Filing a Respondent’s Brief – Fourth Department.
In order to request an extension of time to file a Respondent’s Brief in the Fourth Department, the Respondent must serve and file a Motion with a supporting Affidavit stating the reasons for the request prior to the filing deadline.
The September Term in the Appellate Division, First Department
ERIC J. KUPERMAN ESQ. | Executive Vice President of Sales | PHP
JOHN MCGORTY | Executive Vice President of Business Development | PHP
As you are probably aware, the filing deadline for the upcoming September Term in AD1 is July 13th. The September Term is the first AD1 Term since June. Since there are no appeals heard or submitted (Terms) during July or August, the September Term tends to quickly become overloaded with appellate filings. Attorneys who missed filing for the June Term, as well as those whose appeals were bounced by AD1 from the June Term, are all vying for a spot on the September Term calendar. In other words, all the Records and Briefs filed during the “break period” between March 24th and July 13th are theoretically calendared for the September Term.
In reality, the September Term has a finite amount of space on the calendar for appeals to be heard, just like any other Term.
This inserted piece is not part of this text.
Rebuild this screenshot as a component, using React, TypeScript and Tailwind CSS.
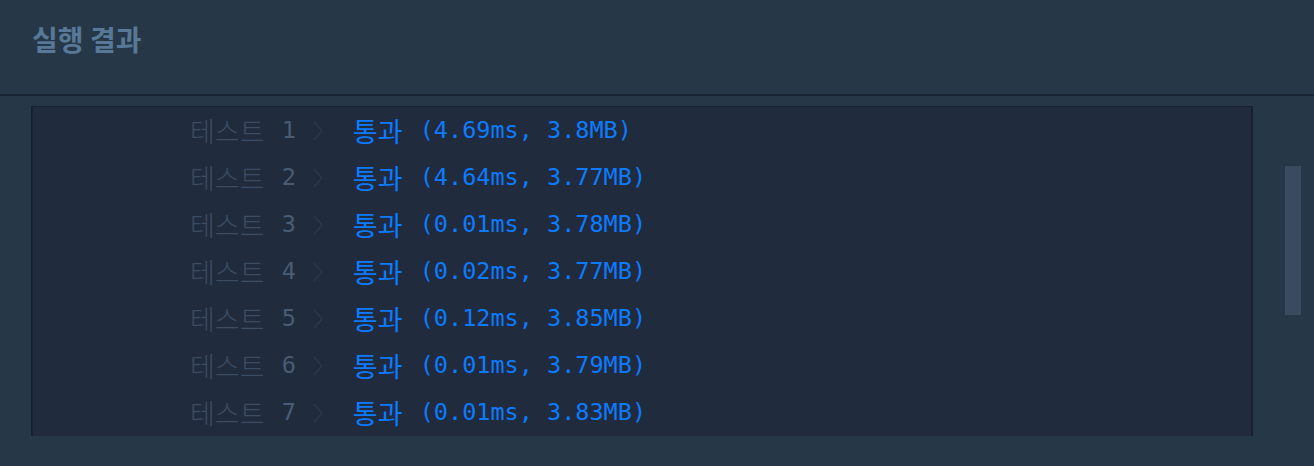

Thus it is inevitable that a number of appeals filed for the September Term will be bounced by AD1 to the October Term. This means that your appeal might not be decided until the end of the year, or perhaps even the beginning of 2016. It is prudent, therefore, to file sooner rather than later for the September Term and not necessarily wait until the July 13th deadline. By filing early, you will be providing more time for the Respondent to put in an opposing Brief (the Respondent’s Brief deadline is August 12th), but you’re also reducing the likelihood that your appeal will be bounced to the October Term.
Of course, your appeal may be bounced even if you do file prior to July 13th; there’s no guarantee. But some feel that it is worth a shot.